There are more monetary tools available

Comments on Ran Li, Peking University, "Monetary policy and China’s soaring leverage problem", 31 May 2017

While your work in that survey and in your pursuit is interesting and possibly important, one has take a broad and creative approach to what monetary tools can and can’t do. A useful lesson is what the FED did or has done in the aftermath of the Global Financial Crisis (particularly the financial crisis in the US following its subprime bursts.
You stated that: “Trying to maintain both inflation and financial stability would divert the limited power of monetary policy and complicate the evaluation of central bank performance.”

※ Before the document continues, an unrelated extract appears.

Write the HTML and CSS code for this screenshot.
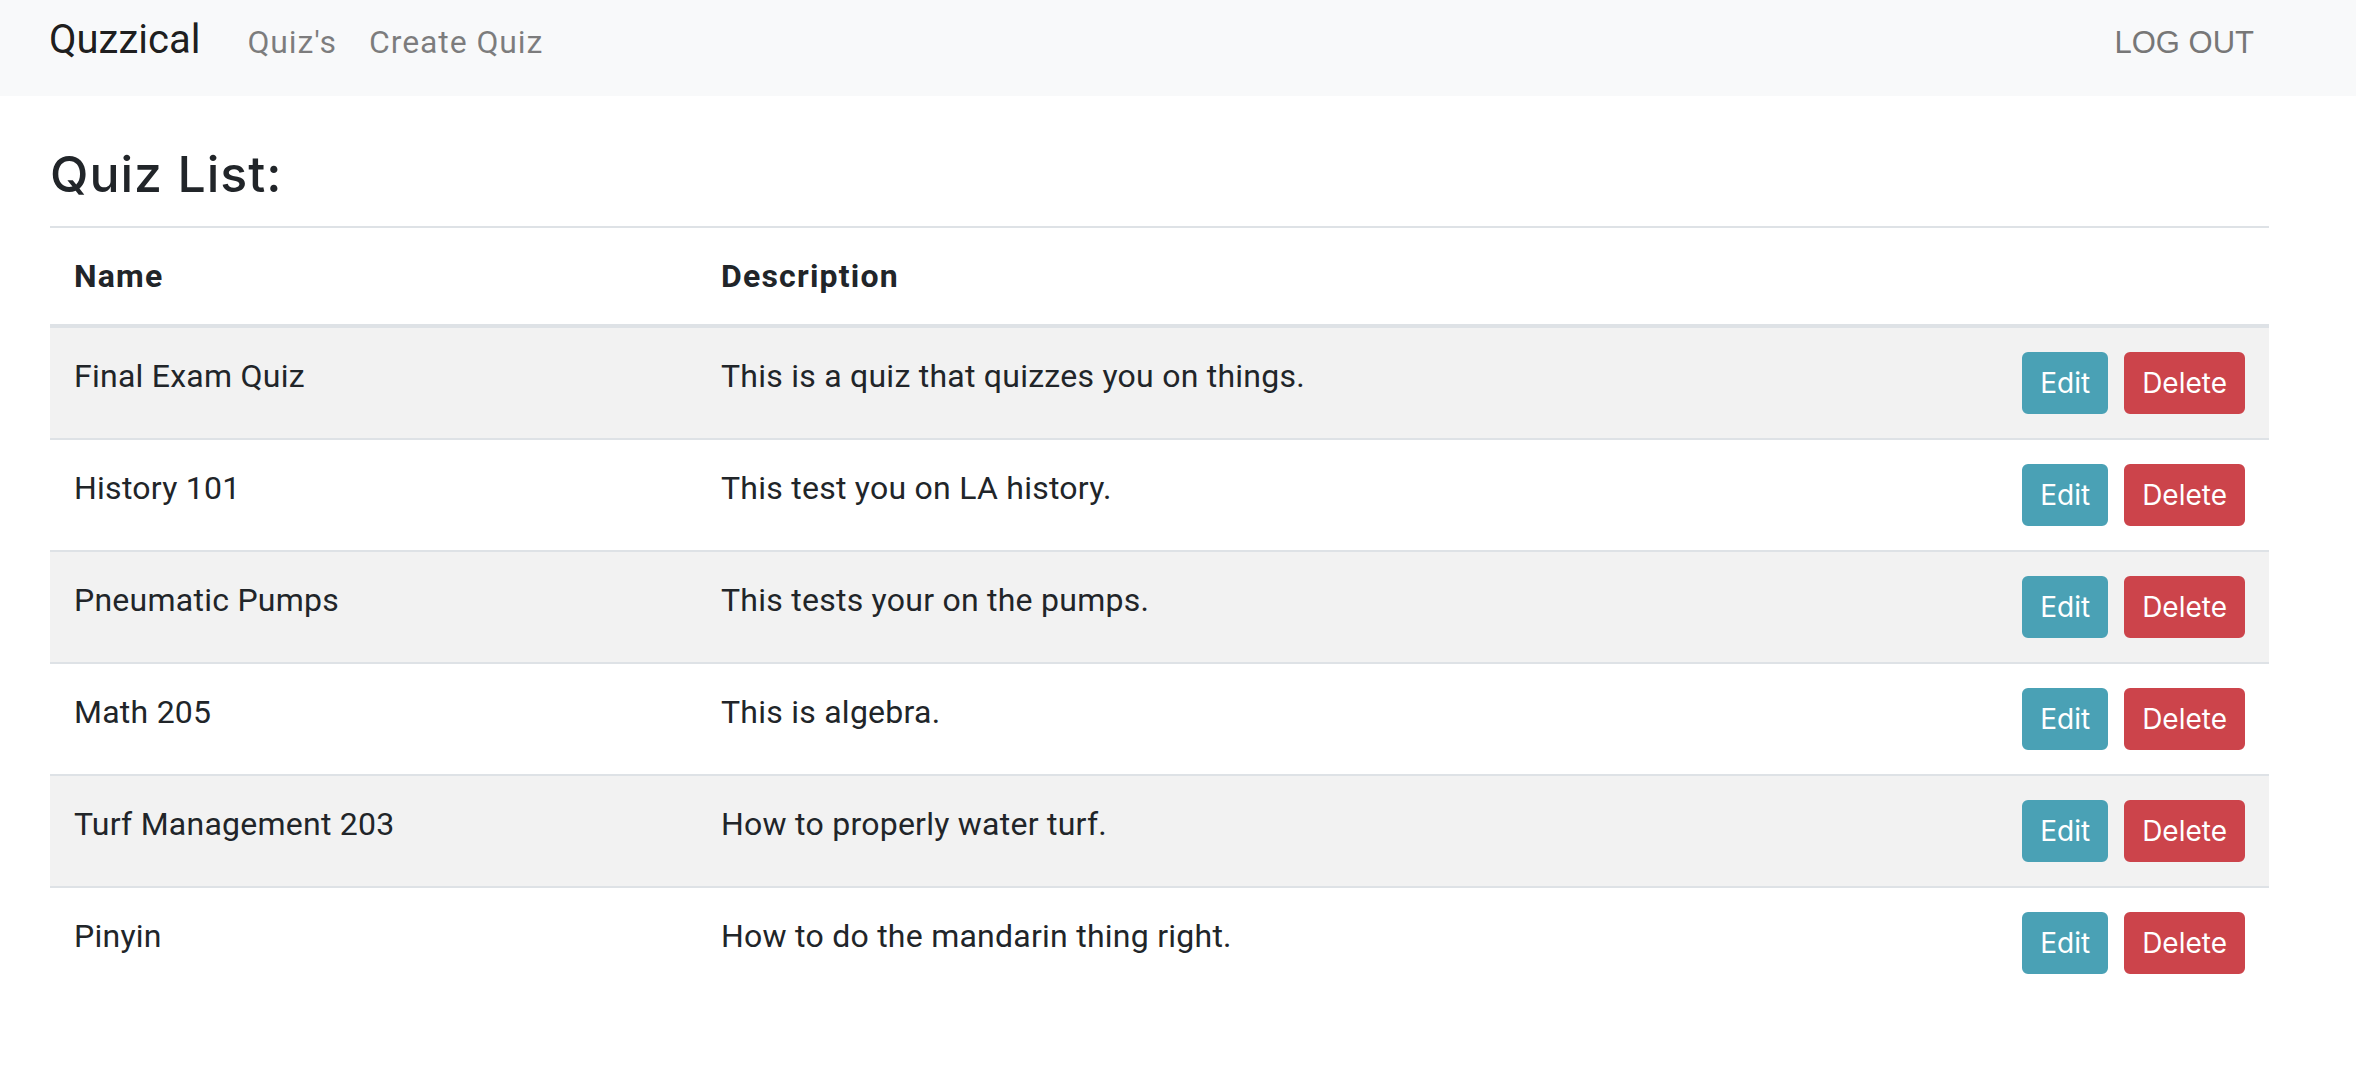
FILE: index.html
```html
<!DOCTYPE html>
<html lang="en">
<head>
<meta charset="utf-8">
<title>Quzzical</title>
<link rel="stylesheet" href="styles.css">
</head>
<body>
<nav class="navbar">
  <a class="brand" href="#">Quzzical</a>
  <a class="nav-link" href="#">Quiz's</a>
  <a class="nav-link" href="#">Create Quiz</a>
  <a class="logout" href="#">LOG OUT</a>
</nav>
<main class="content">
  <h2 class="title">Quiz List:</h2>
  <table class="quiz-table">
    <thead>
      <tr><th class="col-name">Name</th><th class="col-desc">Description</th><th class="col-actions"></th></tr>
    </thead>
    <tbody>
      <tr><td>Final Exam Quiz</td><td>This is a quiz that quizzes you on things.</td><td class="col-actions"><div class="actions"><button class="btn btn-edit">Edit</button><button class="btn btn-delete">Delete</button></div></td></tr>
      <tr><td>History 101</td><td>This test you on LA history.</td><td class="col-actions"><div class="actions"><button class="btn btn-edit">Edit</button><button class="btn btn-delete">Delete</button></div></td></tr>
      <tr><td>Pneumatic Pumps</td><td>This tests your on the pumps.</td><td class="col-actions"><div class="actions"><button class="btn btn-edit">Edit</button><button class="btn btn-delete">Delete</button></div></td></tr>
      <tr><td>Math 205</td><td>This is algebra.</td><td class="col-actions"><div class="actions"><button class="btn btn-edit">Edit</button><button class="btn btn-delete">Delete</button></div></td></tr>
      <tr><td>Turf Management 203</td><td>How to properly water turf.</td><td class="col-actions"><div class="actions"><button class="btn btn-edit">Edit</button><button class="btn btn-delete">Delete</button></div></td></tr>
      <tr><td>Pinyin</td><td>How to do the mandarin thing right.</td><td class="col-actions"><div class="actions"><button class="btn btn-edit">Edit</button><button class="btn btn-delete">Delete</button></div></td></tr>
    </tbody>
  </table>
</main>
</body>
</html>
```
FILE: styles.css
```css
* { box-sizing: border-box; }

html, body {
  margin: 0;
  background: #ffffff;
  font-family: Roboto, "Noto Sans", sans-serif;
  color: #212529;
}

a { text-decoration: none; }

.navbar {
  display: flex;
  align-items: baseline;
  height: 96px;
  padding: 20px 102px 0 49px;
  background: #f8f9fa;
}

.brand {
  font-size: 40px;
  line-height: 40px;
  color: rgba(0, 0, 0, 0.9);
  margin-right: 31px;
}

.nav-link {
  font-size: 32px;
  line-height: 40px;
  letter-spacing: 0.9px;
  padding: 0 16px;
  color: rgba(0, 0, 0, 0.5);
}

.logout {
  margin-left: auto;
  font-family: "Liberation Sans", Arial, sans-serif;
  font-size: 31px;
  line-height: 40px;
  color: #777777;
}

.content {
  padding: 50px 87px 40px 50px;
}

.title {
  margin: 0 0 22px 0;
  font-family: Inter, Roboto, sans-serif;
  font-size: 50px;
  font-weight: 500;
  letter-spacing: 1px;
  line-height: 57.6px;
  color: #212529;
}

.quiz-table {
  width: 100%;
  border-collapse: collapse;
  font-size: 32px;
  line-height: 48px;
  letter-spacing: 0.25px;
  color: #212529;
}

.quiz-table th,
.quiz-table td {
  padding: 24px;
  text-align: left;
  vertical-align: top;
  border-top: 2px solid #dee2e6;
}

.quiz-table thead th {
  font-weight: 700;
  letter-spacing: 1.2px;
  border-bottom: 4px solid #dee2e6;
}

.quiz-table tbody tr:nth-child(odd) {
  background: #f2f2f2;
}

.col-name { width: 647px; }

.col-actions {
  width: 1%;
  white-space: nowrap;
}

.actions {
  display: flex;
  justify-content: flex-end;
  gap: 16px;
}

.btn {
  font-family: Inter, Roboto, sans-serif;
  font-size: 28px;
  line-height: 42px;
  letter-spacing: 0;
  padding: 8px 16px;
  border: 2px solid transparent;
  border-radius: 6px;
  color: #ffffff;
  cursor: pointer;
}

.btn-edit {
  background: #4aa1b5;
  border-color: #4aa1b5;
}

.btn-delete {
  background: #cc444b;
  border-color: #cc444b;
}
```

Please have a look at what the FED did, often dubbed as the so called an unconventional approach/method, and you may come to a very different conclusion.
One should not simply take the conventional view of monetary policies and be limited by that. One has to think creatively in dealing with the often complex reality.
I think China has done quite a bit of creative approaches in terms of monetary policies in dealing with banking reserve ratios and non-first home housing lending/loans.
You also argued that “To address the surging leverage issue, the root cause of rising leverage should be addressed through reform. China should adopt and strictly implement macro- and micro-prudential measures to prevent systemic risks. Instead of directly targeting leverage, the PBC should take the spillover effects to financial markets into consideration of all their decisions and closely cooperate with financial regulators. Further financial liberalisation and the removal of special protection for SOEs are also essential.”
Unless your reforms include creative approaches such as what the FED and the Chinese authorities have done, your advocate may be really too conventional and lack of some common sense. One should not be simply following a ‘textbook’ approach because that may be dogmatic.